Automated Porting of Device Drivers - APD2

Automated Porting of Device Drivers - APD2

http://lig-membres.imag.fr/palix/research/apd2/
 

Abstract

 

The device drivers are the main cause of operating system (OS) crashes. However, we have found in our study that the overall quality of drivers is quickly improving in Linux. Moreover, Linux has the largest number of supported devices, and these devices are supported until "no user can be found". This project aims to propose an OS-independent implementation of the device drivers, making easier the building of new versions for different Oses. Linux drivers are used as a repository of drivers to extract an OS-independent version; To do so, the extraction process is based on a description of the internal OS API. Then, thanks to the description of another internal API (for a different version of the OS or another OS), the goal is to retarget the OS-independent driver version. This process is useful either for driver backporting or driver portability across OSes.

Scientific results

The internships aim at define the internal APIs of Linux involved in the driver code of the selected devices. These internal APIs are described for a particular version. In the case of network devices, the API of the network subsystem is involved, as is the power management API, the memory management API, and the packet management API, among others. As a first step, we study the case of backporting where at least one of this API is different.

Outcome

Thank to the APD2 project, a new collaboration between the ERODS group at the LIG and the SLS group at the TIMA laboratory has been established. The coordinators have being mentoring the internship of Damien Crastes de Paulet in 2016 (Polytech, RICM4), and are currently following the research project of Gerardo Larreinegabe (UFR IM2AG, M1 informatique). Damien had studied the BCM63xx SPI driver of Linux and its equivalent inside Contiki for the AT91 micro-controller. Gerardo is starting to study a network driver used for virtual machines. This research project will be followed by an internship. Moreover, the collaboration between the ERODS group and the Whisper INRIA group is reinforced. A publication is under-review at HoTOS 2017, and a visit of Nicolas Palix is planned in April for a week.

Coordinators

Nicolas Palix, assistant professor  at University of Grenoble-Alps, LIG-ERODS research group.
Frédéric Rousseau, professor at University of Grenoble-Alps, TIMA-SLS research group

Significant publications on this topic

[1] Hui Chen, Guillaume Godet-Bar, Frédéric Rousseau, and Frédéric Pétrot. Device driver generation targeting multiple operating systems using a model-driven methodology. In RSP 2014, New Delhi, India, October 16-17, 2014, pages 30–36. IEEE, 2014.

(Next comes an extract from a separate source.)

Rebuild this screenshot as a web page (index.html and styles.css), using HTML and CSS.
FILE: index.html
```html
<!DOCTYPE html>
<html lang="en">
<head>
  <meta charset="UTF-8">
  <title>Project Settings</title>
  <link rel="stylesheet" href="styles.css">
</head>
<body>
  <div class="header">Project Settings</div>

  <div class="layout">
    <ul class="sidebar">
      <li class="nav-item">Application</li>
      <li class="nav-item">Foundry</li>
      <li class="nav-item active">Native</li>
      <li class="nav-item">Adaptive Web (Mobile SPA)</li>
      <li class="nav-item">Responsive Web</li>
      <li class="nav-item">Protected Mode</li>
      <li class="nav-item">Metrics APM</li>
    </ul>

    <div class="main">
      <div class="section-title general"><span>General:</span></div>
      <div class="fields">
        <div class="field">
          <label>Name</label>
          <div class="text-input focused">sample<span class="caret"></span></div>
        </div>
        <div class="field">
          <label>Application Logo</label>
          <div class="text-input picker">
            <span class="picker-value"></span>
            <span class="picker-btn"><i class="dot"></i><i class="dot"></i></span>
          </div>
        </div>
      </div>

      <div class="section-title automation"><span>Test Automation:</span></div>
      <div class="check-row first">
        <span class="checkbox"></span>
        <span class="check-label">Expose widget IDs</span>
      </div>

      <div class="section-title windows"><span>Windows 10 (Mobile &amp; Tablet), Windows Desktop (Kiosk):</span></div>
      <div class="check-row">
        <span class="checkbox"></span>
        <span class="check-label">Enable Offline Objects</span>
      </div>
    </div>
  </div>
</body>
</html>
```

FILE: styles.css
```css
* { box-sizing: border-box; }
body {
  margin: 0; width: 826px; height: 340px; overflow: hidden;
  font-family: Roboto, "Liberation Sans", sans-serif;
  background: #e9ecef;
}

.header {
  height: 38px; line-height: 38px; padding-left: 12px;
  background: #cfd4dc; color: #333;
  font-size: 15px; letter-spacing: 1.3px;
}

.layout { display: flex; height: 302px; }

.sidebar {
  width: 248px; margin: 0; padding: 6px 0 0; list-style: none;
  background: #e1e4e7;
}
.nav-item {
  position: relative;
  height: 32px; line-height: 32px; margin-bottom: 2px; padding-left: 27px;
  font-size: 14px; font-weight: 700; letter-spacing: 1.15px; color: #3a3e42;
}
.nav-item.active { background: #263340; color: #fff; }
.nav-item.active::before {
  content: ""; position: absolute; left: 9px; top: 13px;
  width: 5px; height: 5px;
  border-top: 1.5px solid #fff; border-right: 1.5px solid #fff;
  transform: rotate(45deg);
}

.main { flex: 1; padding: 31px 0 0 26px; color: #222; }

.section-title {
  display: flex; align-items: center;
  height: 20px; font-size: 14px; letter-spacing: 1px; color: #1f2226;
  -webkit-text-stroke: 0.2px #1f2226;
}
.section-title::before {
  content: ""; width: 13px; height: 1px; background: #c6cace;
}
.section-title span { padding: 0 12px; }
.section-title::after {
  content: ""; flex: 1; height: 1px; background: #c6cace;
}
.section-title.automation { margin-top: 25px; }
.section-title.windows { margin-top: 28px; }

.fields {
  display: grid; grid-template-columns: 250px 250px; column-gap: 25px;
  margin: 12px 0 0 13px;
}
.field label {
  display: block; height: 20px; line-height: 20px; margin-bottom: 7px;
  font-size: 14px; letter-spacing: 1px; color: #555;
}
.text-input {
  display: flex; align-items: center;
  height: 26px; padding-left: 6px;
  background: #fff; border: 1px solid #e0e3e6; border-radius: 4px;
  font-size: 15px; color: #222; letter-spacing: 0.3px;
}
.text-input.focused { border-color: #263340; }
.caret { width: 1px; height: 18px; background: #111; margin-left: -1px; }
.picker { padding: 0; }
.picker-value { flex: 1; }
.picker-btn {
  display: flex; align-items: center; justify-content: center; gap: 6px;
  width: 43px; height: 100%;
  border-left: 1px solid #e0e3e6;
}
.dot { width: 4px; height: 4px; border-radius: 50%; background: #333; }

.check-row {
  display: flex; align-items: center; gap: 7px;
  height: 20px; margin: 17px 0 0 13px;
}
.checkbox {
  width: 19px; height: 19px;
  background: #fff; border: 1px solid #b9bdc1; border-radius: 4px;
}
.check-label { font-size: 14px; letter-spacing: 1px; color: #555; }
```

[2] Nicolas Palix, Gaël Thomas, Suman Saha, Christophe Calves, Gilles Muller, and Julia Lawall. Faults in linux 2.6. ACM Transactions on Computer Systems (TOCS), 32(2):4, June 2014.

[3] Vitaly Chipounov and George Candea. Reverse engineering of binary device drivers with revnic. In Proceedings of the 5th European conference on Computer systems, pages 167–180. ACM, 2010.

[4] Leonid Ryzhyk, Peter Chubb, Ihor Kuz, Etienne Le Sueur, and Gernot Heiser. Automatic device driver synthesis with termite. In ACM Symposium on Operating Systems Principles, SOSP ’09, pages 73–86, New York, NY, USA, 2009. ACM.